The UCR analysis compares today’s standard GPU chips with wafer-scale systems like the Cerebras Wafer-Scale Engine 3 (WSE-3), which contains 4 trillion transistors and 900,000 AI-specific cores on a single wafer. Tesla’s Dojo D1, another example, includes 1.25 trillion transistors and nearly 9,000 cores per module. These systems are engineered to eliminate the performance bottlenecks that occur when data must travel between multiple smaller chips.

“By keeping everything on one wafer, you avoid the delays and power losses from chip-to-chip communication,” Ozkan said.

The paper also highlights technologies such as chip-on-wafer-on-substrate packaging, which could make wafer-scale designs more compact and easier to scale, with a potential 40-fold increase in computational density.

While these systems offer substantial advantages, they’re not suited for every application.

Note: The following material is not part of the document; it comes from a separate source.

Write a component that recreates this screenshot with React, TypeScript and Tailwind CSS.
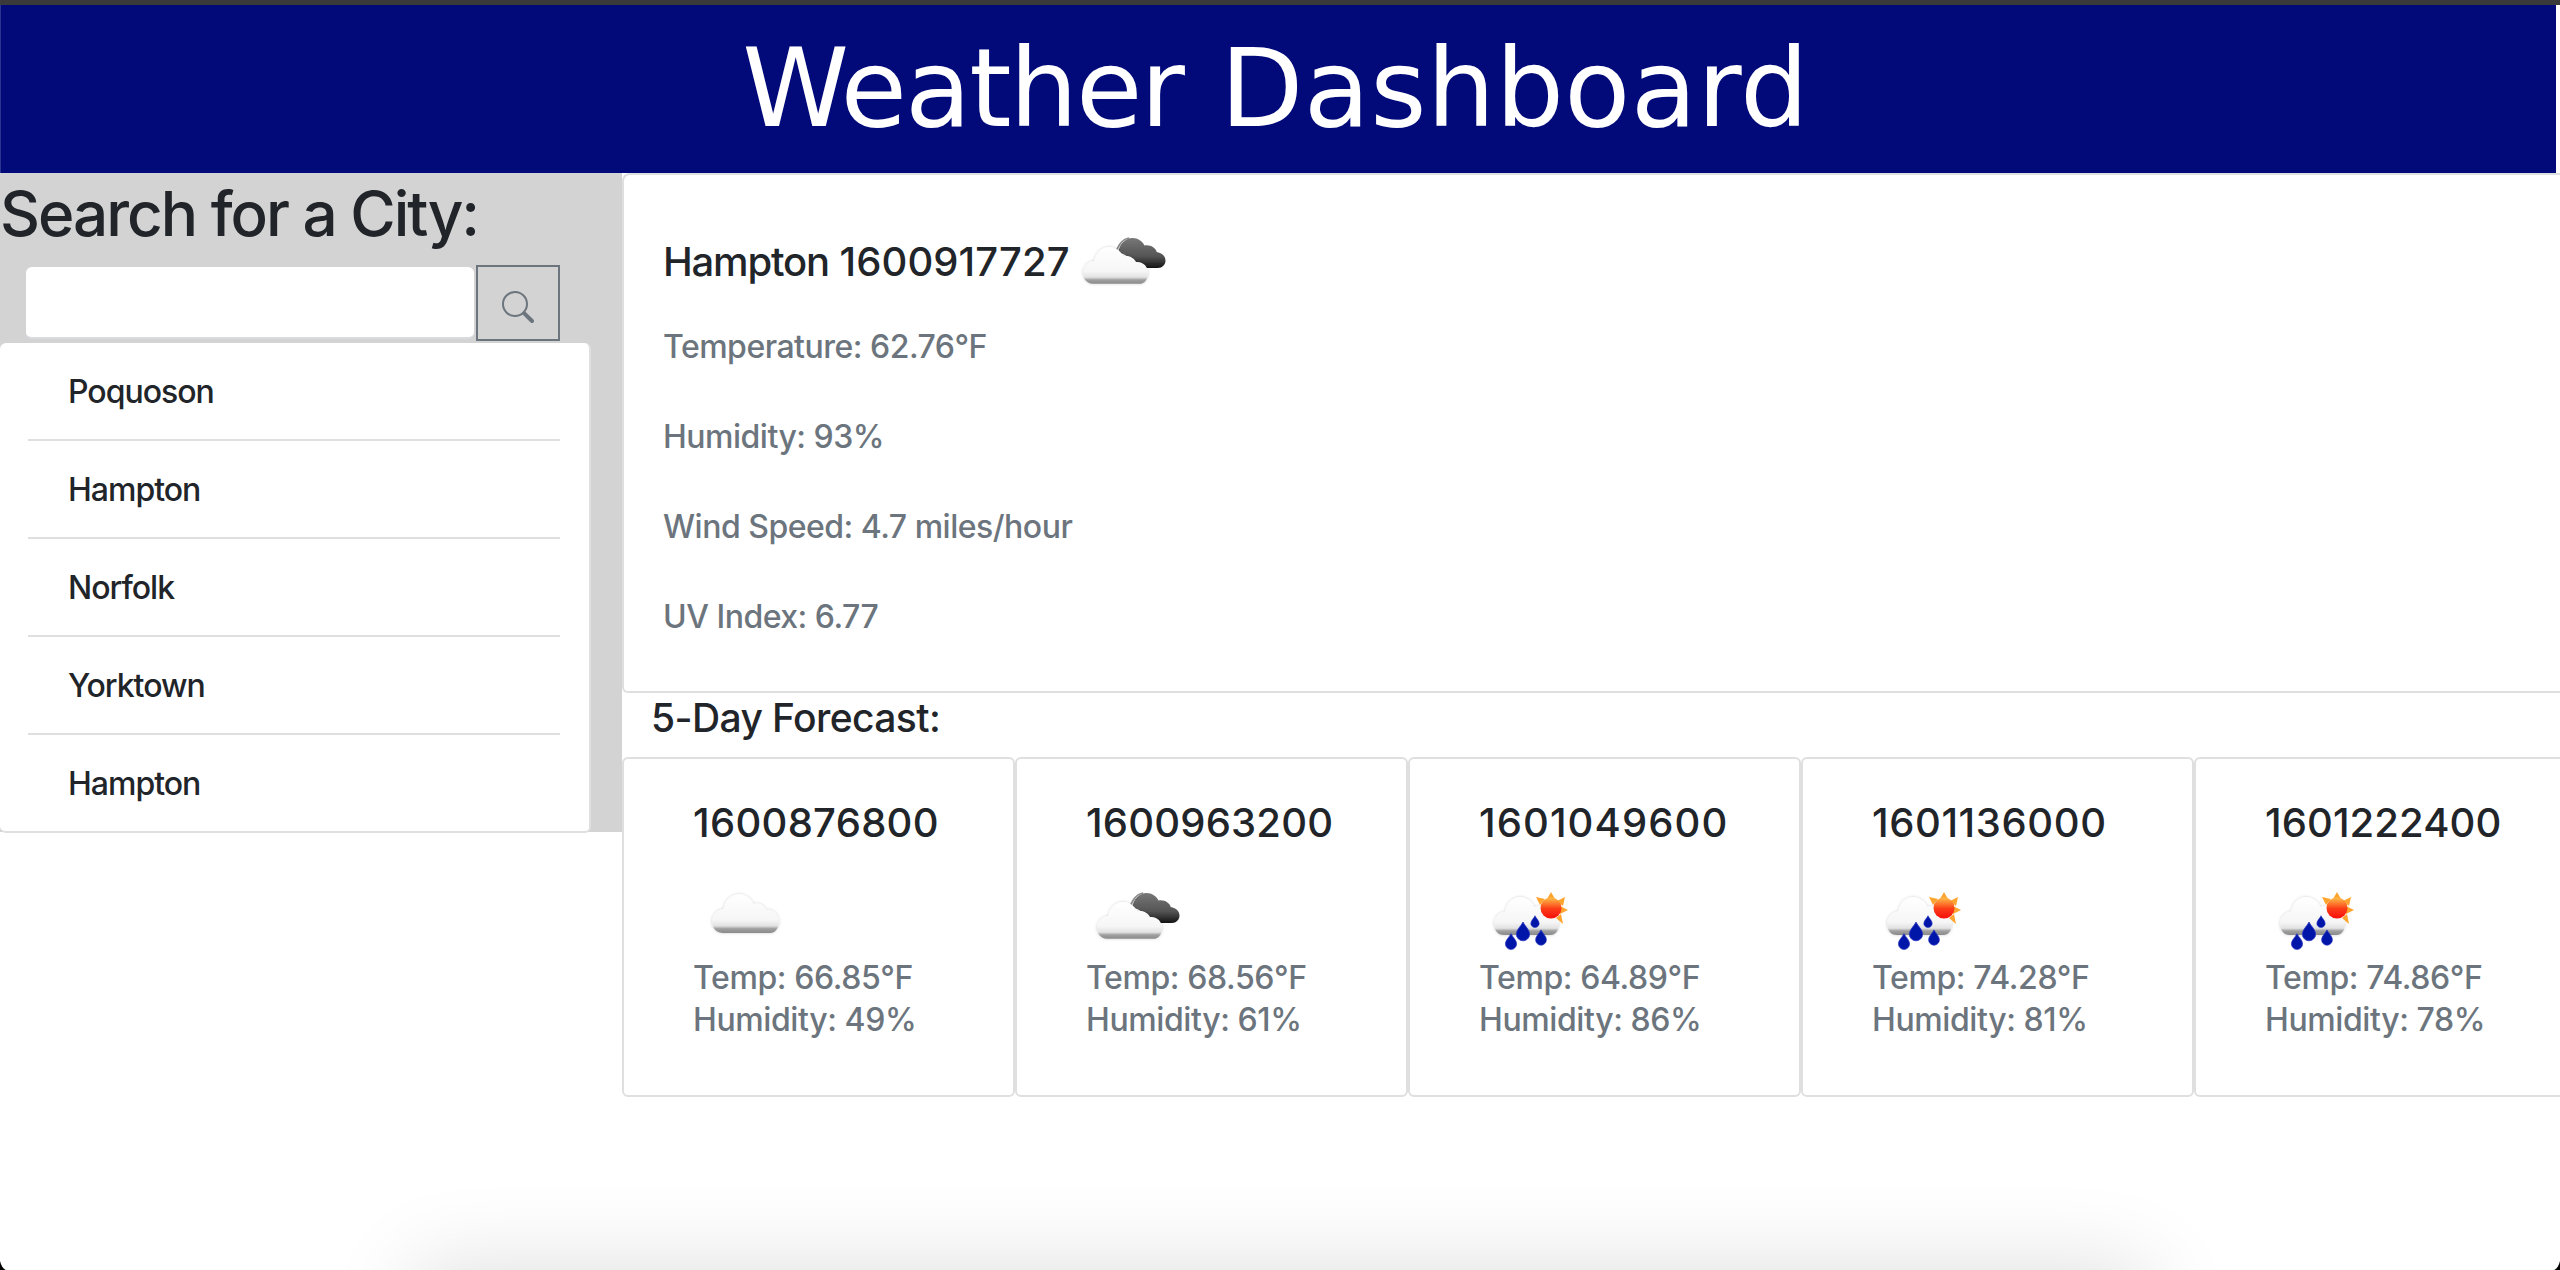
const cities = ["Poquoson", "Hampton", "Norfolk", "Yorktown", "Hampton"];

type IconKind = "cloud" | "broken" | "rain";

const forecast: { date: string; spacing: string; icon: IconKind; temp: string; humidity: string }[] = [
  { date: "1600876800", spacing: "tracking-[0.3px]", icon: "cloud", temp: "66.85", humidity: "49" },
  { date: "1600963200", spacing: "tracking-[0.2px]", icon: "broken", temp: "68.56", humidity: "61" },
  { date: "1601049600", spacing: "tracking-[1.1px]", icon: "rain", temp: "64.89", humidity: "86" },
  { date: "1601136000", spacing: "tracking-[0.6px]", icon: "rain", temp: "74.28", humidity: "81" },
  { date: "1601222400", spacing: "tracking-[0.1px]", icon: "rain", temp: "74.86", humidity: "78" },
];

const cloudPath =
  "M8 62c-5-8 0-19 11-20 2-11 12-17 21-15 6 1 11 5 13 10 6-2 12 1 15 6 8-1 14 5 14 12 0 7-4 12-10 12H18c-5 0-8-2-10-5z";

function Gradients() {
  return (
    <svg width="0" height="0" className="absolute">
      <defs>
        <linearGradient id="cloudFill" x1="0" y1="0" x2="0" y2="1">
          <stop offset="0" stopColor="#ffffff" />
          <stop offset="0.66" stopColor="#f6f6f6" />
          <stop offset="0.82" stopColor="#e2e2e2" />
          <stop offset="0.89" stopColor="#a0a0a0" />
          <stop offset="1" stopColor="#8a8a8a" />
        </linearGradient>
        <linearGradient id="darkFill" x1="0" y1="0" x2="0" y2="1">
          <stop offset="0" stopColor="#777777" />
          <stop offset="0.6" stopColor="#555555" />
          <stop offset="1" stopColor="#141414" />
        </linearGradient>
        <linearGradient id="sunFill" x1="0" y1="0" x2="0" y2="1">
          <stop offset="0" stopColor="#ffc04a" />
          <stop offset="0.55" stopColor="#fb3a14" />
          <stop offset="1" stopColor="#f80f0f" />
        </linearGradient>
        <filter id="soft" x="-20%" y="-20%" width="140%" height="140%">
          <feGaussianBlur stdDeviation="0.7" />
        </filter>
        <filter id="cloudHalo" x="-20%" y="-20%" width="140%" height="140%">
          <feDropShadow dx="0" dy="0" stdDeviation="1.6" floodColor="#000000" floodOpacity="0.2" />
          <feGaussianBlur stdDeviation="0.5" />
        </filter>
      </defs>
    </svg>
  );
}

function Drop({ x, y, s }: { x: number; y: number; s: number }) {
  return (
    <path
      transform={`translate(${x} ${y}) scale(${s})`}
      d="M0-9C2-5 6-2 6 2a6 6 0 0 1-12 0C-6-2-2-5 0-9z"
      fill="#0613a8"
      stroke="#2a3bc4"
      strokeWidth="0.8"
    />
  );
}

function WeatherIcon({ kind }: { kind: IconKind }) {
  if (kind === "cloud") {
    return (
      <svg viewBox="0 0 100 100" className="h-[100px] w-[100px] shrink-0 overflow-visible">
        <g filter="url(#cloudHalo)" transform="translate(14.7 6.6) scale(0.88 0.96)">
          <path d={cloudPath} fill="url(#cloudFill)" />
        </g>
      </svg>
    );
  }
  if (kind === "broken") {
    return (
      <svg viewBox="0 0 100 100" className="h-[100px] w-[100px] shrink-0 overflow-visible">
        <g filter="url(#soft)" transform="translate(-10 12.8) scale(1.1 1.07)">
          <path
            d="M52 31c1-9 7-14 13-14 5 0 9 3 11 7 5-1 10 2 11 6 5 1 8 4 8 8s-3 7-7 7H70c-5-1-8-5-9-10-3-3-6-4-9-4z"
            fill="url(#darkFill)"
          />
          <path d="M50 32c1-8 6-14 12-15" fill="none" stroke="#8a8a8a" strokeWidth="1.6" />
        </g>
        <g filter="url(#cloudHalo)" transform="translate(6.9 15.9) scale(0.855 0.91)">
          <path d={cloudPath} fill="url(#cloudFill)" />
        </g>
      </svg>
    );
  }
  return (
    <svg viewBox="0 0 100 100" className="h-[100px] w-[100px] shrink-0 overflow-visible">
      <g filter="url(#cloudHalo)" transform="translate(10.9 10.1) scale(0.855 0.94)">
        <path d={cloudPath} fill="url(#cloudFill)" />
      </g>
      <g filter="url(#soft)">
        <g fill="#ffa42e">
          <path d="M73 30l4 7h-8z" />
          <path d="M58 35l9 2-5 6z" />
          <path d="M87 35l-2 9-6-5z" />
          <path d="M90 48l-8 4v-8z" />
          <path d="M85 62l-7-6 5-4z" />
        </g>
        <circle cx="73" cy="46" r="10.5" fill="url(#sunFill)" />
      </g>
      <g filter="url(#soft)">
        <Drop x={45} y={70} s={1.1} />
        <Drop x={57} y={60} s={0.7} />
        <Drop x={63} y={76} s={0.9} />
        <Drop x={33} y={80} s={0.93} />
      </g>
    </svg>
  );
}

function ForecastCard({ date, spacing, icon, temp, humidity }: (typeof forecast)[number]) {
  return (
    <div className="h-[340px] w-[393px] shrink-0 rounded-[6px] border-2 border-[#dfdfdf] pt-[40px] pl-[69px]">
      <h5 className={`text-[40px] leading-[48px] font-medium text-[#212529] ${spacing}`}>{date}</h5>
      <div className="mt-[15px] -ml-[1px] h-[100px]">
        <WeatherIcon kind={icon} />
      </div>
      <p className="-mt-[5px] text-[32px] leading-[42px] font-[450] tracking-[-0.4px] text-[#6c757d]">Temp: {temp}°F</p>
      <p className="text-[32px] leading-[42px] font-[450] tracking-[-0.4px] text-[#6c757d]">Humidity: {humidity}%</p>
    </div>
  );
}

export default function App() {
  return (
    <div className="relative h-[1270px] overflow-hidden bg-white font-['Inter','Noto_Sans',sans-serif]">
      <Gradients />
      <div className="h-[5px] bg-[#3a3a3b]" />
      <header className="mr-[4px] flex h-[168px] items-center justify-center border-l border-[#2c3391] bg-[#020a7a] pr-[6px]">
        <h1 className="font-['DejaVu_Sans',sans-serif] text-[108px] leading-none [word-spacing:3px] text-white">
          <span className="tracking-[-2px]">Weather</span> <span className="tracking-[0.3px]">Dashboard</span>
        </h1>
      </header>

      <div className="flex">
        <aside className="h-[659px] w-[622px] shrink-0 bg-[#d3d3d3]">
          <h2 className="mb-[13px] pt-[2px] text-[62px] leading-[77px] font-[550] tracking-[-2px] whitespace-nowrap text-[#212529]">Search for a City:</h2>
          <div className="flex pl-[26px]">
            <div className="mt-[2px] h-[72px] w-[448px] rounded-[6px] border-b-2 border-[#d8dbe0] bg-white" />
            <button className="ml-[2px] flex h-[76px] w-[84px] items-center justify-center border-2 border-[#6c757d] pt-[8px]">
              <svg viewBox="0 0 16 16" className="h-[32px] w-[32px]" fill="#6c757d">
                <path d="M10.442 10.442a1 1 0 0 1 1.415 0l3.85 3.85a1 1 0 0 1-1.414 1.415l-3.85-3.85a1 1 0 0 1 0-1.415z" />
                <path d="M6.5 12a5.5 5.5 0 1 0 0-11 5.5 5.5 0 0 0 0 11zM13 6.5a6.5 6.5 0 1 1-13 0 6.5 6.5 0 0 1 13 0z" />
              </svg>
            </button>
          </div>
          <ul className="mt-[2px] w-[591px] rounded-[6px] border-r-2 border-b-2 border-[#dfdfdf] bg-white pr-[29px]">
            {cities.map((city, i) => (
              <li key={i} className="ml-[28px] h-[98px] border-b-2 border-[#dfdfdf] pt-[30px] pl-[40px] text-[32px] leading-[38px] font-[450] tracking-[-1px] text-[#212529] last:h-[96px] last:border-b-0">
                {city}
              </li>
            ))}
          </ul>
        </aside>

        <main className="min-w-0 flex-1">
          <section className="h-[520px] rounded-tl-[8px] rounded-bl-[6px] border-t-2 border-b-2 border-l-2 border-[#dfdfdf] pt-[61px] pl-[39px]">
            <div className="flex h-[52px] items-center">
              <h5 className="text-[40px] leading-[48px] font-medium whitespace-nowrap text-[#212529]">
                <span className="tracking-[-1.2px]">Hampton</span> <span className="tracking-[0.1px]">1600917727</span>
              </h5>
              <div className="-mt-[34px] -mb-[24px] ml-[1px]">
                <WeatherIcon kind="broken" />
              </div>
            </div>
            <p className="mt-[35px] text-[32px] leading-[48px] font-[450] tracking-[-0.5px] text-[#6c757d]">Temperature: 62.76°F</p>
            <p className="mt-[42px] text-[32px] leading-[48px] font-[450] tracking-[-0.5px] text-[#6c757d]">Humidity: 93%</p>
            <p className="mt-[42px] text-[32px] leading-[48px] font-[450] tracking-[-0.5px] text-[#6c757d]">Wind Speed: 4.7 miles/hour</p>
            <p className="mt-[42px] text-[32px] leading-[48px] font-[450] tracking-[-0.5px] text-[#6c757d]">UV Index: 6.77</p>
          </section>
          <h4 className="h-[64px] pt-[1px] pl-[29px] text-[39px] leading-[48px] font-medium tracking-[-0.6px] text-[#212529]">5-Day Forecast:</h4>
          <div className="flex">
            {forecast.map((day) => (
              <ForecastCard key={day.date} {...day} />
            ))}
          </div>
        </main>
      </div>

      <div className="absolute top-[1270px] right-[413px] left-[415px] h-[100px] shadow-[0_0_90px_rgba(0,0,0,0.14)]" />
      <svg viewBox="0 0 6 9" className="absolute bottom-0 left-0 h-[9px] w-[6px]">
        <path d="M0 0v9h6C3 8 1 4 0 0z" fill="#000000" />
      </svg>
      <svg viewBox="0 0 6 9" className="absolute right-0 bottom-0 h-[9px] w-[6px]">
        <path d="M6 0v9H0c3-1 5-5 6-9z" fill="#000000" />
      </svg>
    </div>
  );
}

Wafer-scale processors are costly to manufacture and less flexible for smaller-scale tasks. Conventional GPUs, with their modularity and affordability, remain essential in many settings.

“Single-chip GPUs won’t disappear,” Ozkan said. “But wafer-scale accelerators are becoming indispensable for training the most advanced AI models.”

The paper also addresses a growing concern in AI: sustainability. GPU-powered data centers use enormous amounts of electricity and water to stay cool. Wafer-scale processors, by reducing internal data traffic, consume far less energy per task.

For example, the Cerebras WSE-3 can perform up to 125 quadrillion operations per second while using a fraction of the power required by comparable GPU systems. Its architecture keeps data local, lowering energy draw and thermal output.

Meanwhile, NVIDIA’s H100 GPU—the backbone of many modern data centers—offers flexibility and high throughput, but at greater energy cost. With an efficiency rate of about 7.9 trillion operations per second per watt, it also requires extensive cooling infrastructure, often involving large volumes of water.

“Think of GPUs as busy highways—effective, but traffic jams waste energy,” Ozkan said. “Wafer-scale engines are more like monorails: direct, efficient, and less polluting.”

Cerebras reports that inference workloads on its WSE-3 system use one-sixth the power of equivalent GPU-based cloud setups. The technology is already being used in climate simulations, sustainable engineering, and carbon-capture modeling.

“We’re seeing wafer-scale systems accelerate sustainability research itself,” Ozkan said. “That’s a win for computing and a win for the planet.”

However, heat remains a challenge. With thermal design power reaching 10,000 watts, wafer-scale chips require advanced cooling. Cerebras employs a glycol-based loop built into the chip package, while Tesla uses a coolant system that distributes liquid evenly across the chip surface.

The authors also emphasize that up to 86% of a system’s total carbon footprint can come from manufacturing and supply chains, not just energy use. They advocate for recyclable materials and lower-emission alloys, along with full lifecycle design practices.

“Efficiency starts at the factory,” Ozkan said. “To truly lower computing’s impact, we need to rethink the whole process—from wafer to waste.”

The article, “Performance, Efficiency, and Cost Analysis of Wafer-Scale AI Accelerators vs. Single-Chip GPUs,” is freely available in the Cell Press journal Device.

In addition to Ozkan, co-authors include UCR graduate students Lily Pompa, Md Shaihan Bin Iqbal, Yiu Chan, Daniel Morales, Zixun Chen, Handing Wang, Lusha Gao, and Sandra Hernandez Gonzalez.

“This review is the result of a deep interdisciplinary collaboration,” Ozkan said. “We hope it serves as a roadmap for researchers, engineers, and policymakers navigating the future of AI hardware.”